Hans Graf and the Colorado Symphony Perform Bruckner 7

Boettcher Concert Hall, Denver, Colorado, March 7, 2009

Hans Graf conducts the Seventh as a middle-period work - a logical and intensely lyrical successor to the Sixth. The first and second movements do not overwhelm the third and fourth. The Finale was the best movement of all: incredibly dramatic. The unison passages were superb! The way the orchestra ended phrases as though they were one musician - you have to be listening to a live performance to realize how thrilling that is!

Special credit goes to principal clarinet Bil Jackson. He was fantastic in the first movement. The clarinet part in Bruckner 7 has never sounded so good.

The pre-intermission pairing was Mozart's Sinfonia Concertante performed by concertmaster Yumi Hwang-Williams and principal viola Basil Vendryes. They did a terrific job, and the pairing with the Sinfonia Concertante let me hear the violins play melancholy falling phrases - so typical of Mozart - in the Adagio to the Seventh.

Usually when our principals are soloists, the associate principals take over as section leaders for the rest of the concert. For the Bruckner, Hwang-Williams and Vendryes came out after the intermission to lead their sections.

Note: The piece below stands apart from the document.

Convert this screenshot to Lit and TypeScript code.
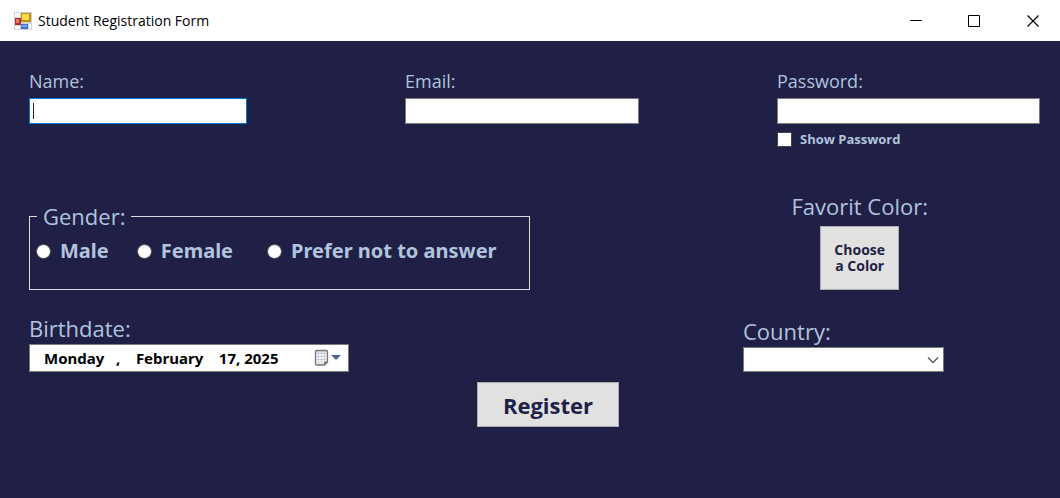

What a powerful statement about the importance of the string playing in the Bruckner Seventh!

Kristin Jurkscheit, associate principal horn, played first tenor tuba; she brought a horn player's sense of warmth and expressiveness to the tenor tuba part (what a great coda to the Adagio). The always superb principal horn Michael Thornton made sure that the passages with horn and tenor tuba were a feast for the ears.